The general secretary later accused the same official of stealing IT equipment belonging to the union. The accusation was utterly false. The general secretary subsequently issued a full retraction and apology.

An important member of FBU staff was loaned out for several months to a fringe political organisation that just happened to count the general secretary as a member of its governing body. The leadership has refused to say who paid the employee’s wages for the period of the loan.

A failure by the leadership to take account of a pivotal employment tribunal ruling cost thousands of firefighters around £1,000 in lost holiday payments.

A radical plan to secure the FBU’s future as an independent union, proposed by the leadership and agreed to great fanfare by annual conference, has sat gathering dust on a shelf for several years.

The general secretary ordered the purchase from union funds of deluxe fitness equipment solely for the personal use of a senior colleague. The vice-president – a close ally of the general secretary – subsequently declared that no rules had been broken.

The leadership suspended a key election just 15 minutes before an expected announcement that their favoured candidate had been deselected. They then blatantly misled members about who was responsible for the election’s suspension.

The leadership breached the rule book by failing, without any justification, to run an election for a vacant national officer position within prescribed timescales. They then employed further timewasting tactics which abused the processes of annual conference. At the time of writing, the election has still not commenced.       

An FBU national officer shamefully implied that a critic of the leadership was responsible for the fact that an anonymous crank sent an abusive letter to the union’s head office which expressed a desire to see babies raped and killed.

Senior officials of the union have built close political links with the Alliance for Workers’ Liberty – a hardline Trotskyist sect which wants to dismantle the state. Members of this group were invited alongside other Marxists to a private meeting with the general secretary inside FBU head office.

The FBU leadership published a pamphlet in the union’s name which called for a state takeover of vast chunks of the UK’s financial system (including banks and insurance companies). The pamphlet was ghost-written by two veteran Marxists.
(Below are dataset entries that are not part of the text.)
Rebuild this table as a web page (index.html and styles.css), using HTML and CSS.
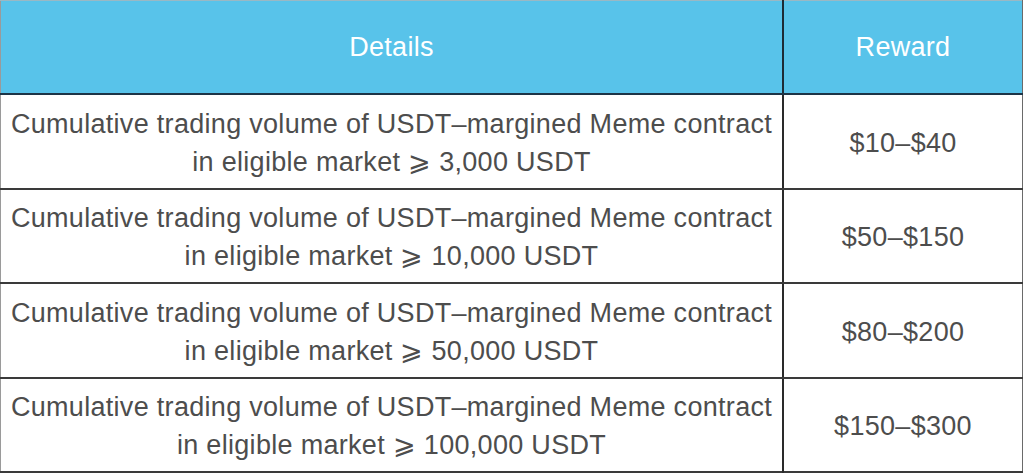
FILE: index.html
```html
<!DOCTYPE html>
<html>
<head>
<meta charset="utf-8">
<link rel="stylesheet" href="styles.css">
</head>
<body>
<table class="rewards">
  <thead>
    <tr><th class="col-details">Details</th><th class="col-reward">Reward</th></tr>
  </thead>
  <tbody>
    <tr><td class="details">Cumulative trading volume of USDT–margined Meme contract<br>in eligible market ⩾ 3,000 USDT</td><td class="reward">$10–$40</td></tr>
    <tr><td class="details">Cumulative trading volume of USDT–margined Meme contract<br>in eligible market ⩾ 10,000 USDT</td><td class="reward">$50–$150</td></tr>
    <tr><td class="details">Cumulative trading volume of USDT–margined Meme contract<br>in eligible market ⩾ 50,000 USDT</td><td class="reward">$80–$200</td></tr>
    <tr><td class="details">Cumulative trading volume of USDT–margined Meme contract<br>in eligible market ⩾ 100,000 USDT</td><td class="reward">$150–$300</td></tr>
  </tbody>
</table>
</body>
</html>
```
FILE: styles.css
```css
html, body {
  margin: 0;
  padding: 0;
  background: #ffffff;
}
.rewards {
  width: 1023px;
  border-collapse: collapse;
  font-family: "Liberation Sans", Arial, sans-serif;
  letter-spacing: 0.3px;
  border-left: 1px solid #9a9a9a;
  border-right: 1px solid #6a6a6a;
  border-top: 1px solid #9ab8c4;
  border-bottom: 2px solid #3a3a3a;
}
.rewards th {
  background: #58c3ea;
  color: #ffffff;
  font-weight: 400;
  font-size: 27px;
  height: 92px;
  padding: 0;
  border-bottom: 2px solid #1d3446;
}
.col-details {
  width: 781px;
  border-right: 2px solid #1d2b36;
}
.rewards td {
  height: 94.5px;
  padding: 3px 0 0;
  box-sizing: border-box;
  text-align: center;
  color: #4d4d4d;
  font-size: 27px;
  line-height: 38px;
  border-bottom: 2px solid #3a3a3a;
}
.rewards td.details {
  border-right: 2px solid #2a2a2a;
}
.rewards tr:last-child td {
  border-bottom: none;
}
```
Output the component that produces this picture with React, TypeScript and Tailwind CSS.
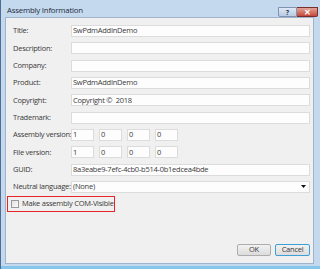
import React from "react";

const font = { fontFamily: '"Open Sans", "Noto Sans", sans-serif' };
const txt = "text-[7.5px] leading-none tracking-[-0.25px] text-[#3a3a3a]";

const Field: React.FC<{ value?: string; w?: string }> = ({ value = "", w = "flex-1" }) => (
  <div className={`${w} h-[12px] bg-[#fdfdfd] border border-[#dcdcdc] flex items-center px-[1px] ${txt} overflow-hidden whitespace-pre`}>
    {value}
  </div>
);

const Row: React.FC<{ label: string; children: React.ReactNode }> = ({ label, children }) => (
  <div className="flex items-center h-[12px]">
    <div className={`w-[58px] shrink-0 whitespace-nowrap ${txt}`}>{label}</div>
    <div className="flex-1 flex items-center gap-[5px]">{children}</div>
  </div>
);

const Version: React.FC<{ parts: string[] }> = ({ parts }) => (
  <>
    {parts.map((p, i) => (
      <Field key={i} value={p} w="w-[23px]" />
    ))}
  </>
);

export default function App() {
  return (
    <div className="w-[320px] h-[269px] flex bg-[#c4d9ee] overflow-hidden" style={font}>
      <div className="w-[1px] bg-[#4f6c95]" />
      <div className="flex-1 flex flex-col pl-[4px] pr-[6px] pb-[2px] border-b-[3px] border-[#86c6ea]">
        <div className="h-[17px] shrink-0 flex items-end justify-between">
          <div className="pl-[2px] pb-[2px] text-[7.8px] leading-none tracking-[-0.2px] text-[#1f2a3a]">Assembly Information</div>
          <div className="flex h-[10px] mr-[-4px]">
            <div className="w-[19px] h-full border border-[#7d93b0] rounded-bl-[2px] bg-gradient-to-b from-[#dfe9f5] to-[#b7cbe3] flex items-center justify-center text-[7px] leading-none font-bold text-[#2c3e57]">
              ?
            </div>
            <div className="w-[21px] h-full border border-l-0 border-[#7a2f2a] rounded-br-[2px] bg-gradient-to-b from-[#e0a396] to-[#c4463a] flex items-center justify-center text-[8px] leading-none font-bold text-white">
              ✕
            </div>
          </div>
        </div>
        <div className="flex-1 bg-[#f0f0f0] border border-[#9fb4cc] flex flex-col pl-[7px] pr-[3px] pt-[7px] pb-[7px]">
          <div className="flex flex-col gap-[5.33px]">
            <Row label="Title:"><Field value="SwPdmAddInDemo" /></Row>
            <Row label="Description:"><Field /></Row>
            <Row label="Company:"><Field /></Row>
            <Row label="Product:"><Field value="SwPdmAddInDemo" /></Row>
            <Row label="Copyright:"><Field value="Copyright ©  2018" /></Row>
            <Row label="Trademark:"><Field /></Row>
            <Row label="Assembly version:"><Version parts={["1", "0", "0", "0"]} /></Row>
            <Row label="File version:"><Version parts={["1", "0", "0", "0"]} /></Row>
            <Row label="GUID:"><Field value="8a3eabe9-7efc-4cb0-b514-0b1edcea4bde" /></Row>
            <Row label="Neutral language:">
              <div className={`flex-1 h-[12px] bg-[#fdfdfd] border border-[#dcdcdc] flex items-center justify-between px-[1px] ${txt}`}>
                <span>(None)</span>
                <svg width="5" height="3" viewBox="0 0 5 3" className="mr-[2px]">
                  <path d="M0 0H5L2.5 3Z" fill="#111" />
                </svg>
              </div>
            </Row>
          </div>
          <div className="mt-[3px] ml-[-6px] w-[108px] h-[16px] border border-[#e8262a] flex items-center pl-[3px] gap-[3px]">
            <div className="w-[8px] h-[8px] shrink-0 border border-[#9a9a9a] bg-gradient-to-br from-[#e2e2e2] to-[#fafafa]" />
            <span className={`whitespace-nowrap ${txt}`}>Make assembly COM-Visible</span>
          </div>
          <div className="flex-1" />
          <div className="flex justify-end gap-[4px]">
            <div className={`w-[34px] h-[12px] border border-[#adadad] rounded-[2px] bg-gradient-to-b from-[#f2f2f2] to-[#dcdcdc] flex items-center justify-center ${txt}`}>
              OK
            </div>
            <div className={`w-[35px] h-[12px] border border-[#3c9fd6] rounded-[2px] bg-gradient-to-b from-[#f2f2f2] to-[#dcdcdc] flex items-center justify-center ${txt}`}>
              Cancel
            </div>
          </div>
        </div>
      </div>
    </div>
  );
}
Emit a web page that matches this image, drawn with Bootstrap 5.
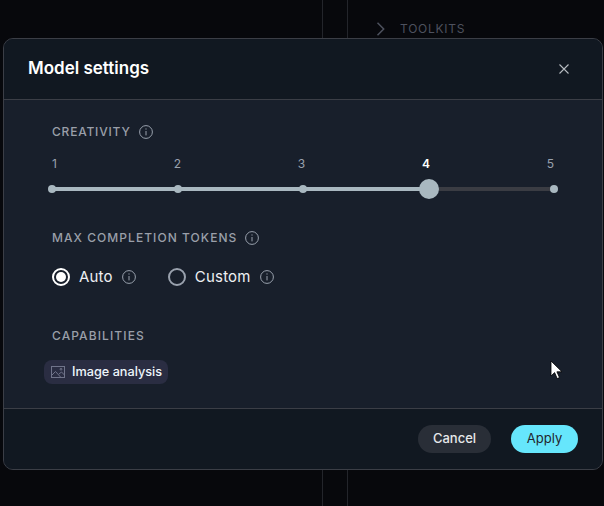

In 2019, the leadership donated £220,000 from the union’s political fund to the Labour party’s general election campaign. Shortly thereafter, they donated £25,000 to Rebecca Long-Bailey’s campaign for the Labour leadership. On both occasions there was absolutely no consultation with members or local committees.

In 2019, the leadership hand-picked an individual for the key position of national officer. The appointment was made behind closed doors and without any input from the membership. Just a couple of months previous, the union’s annual conference had explicitly agreed that the position should be open to any member with at least five years’ membership. Despite this, the position was not advertised internally.

A body called the finance and administration committee (‘Fac’), comprised of a small group of senior officials, regularly makes key decisions and recommendations on how members’ money is spent. Minutes of the committee’s meetings are not made available to members or local committees, meaning it is very difficult to scrutinise its work. The committee has effectively become a shadow executive council.

The leadership sanctioned a critic for undertaking paid alternative work in his spare time – even though this was not a clear breach of union rules at the time and other officials had previously undertaken such work with the full knowledge of the leadership. Only later, in an attempt to cover themselves, did the leadership create a policy banning certain officials from undertaking paid alternative work. They then falsely claimed that this policy had always been in force.

In 2019, the leadership imposed a deeply authoritarian policy giving power to the president of the union to instruct any FBU rep (even branch reps) to cease social media activity pending the matter being discussed by the executive council.

During the long-running pay dispute of 2022-23, the leadership consistently refused to recall annual conference – the parliament of the union – thereby denying members and local delegates the opportunity to democratically determine the course of the union’s campaign.

Resolutions passed by annual conference – which then become official union policy – are regularly ignored by the leadership. There is a never-ending list of resolutions, supported by conference, which have simply not be enacted or progressed.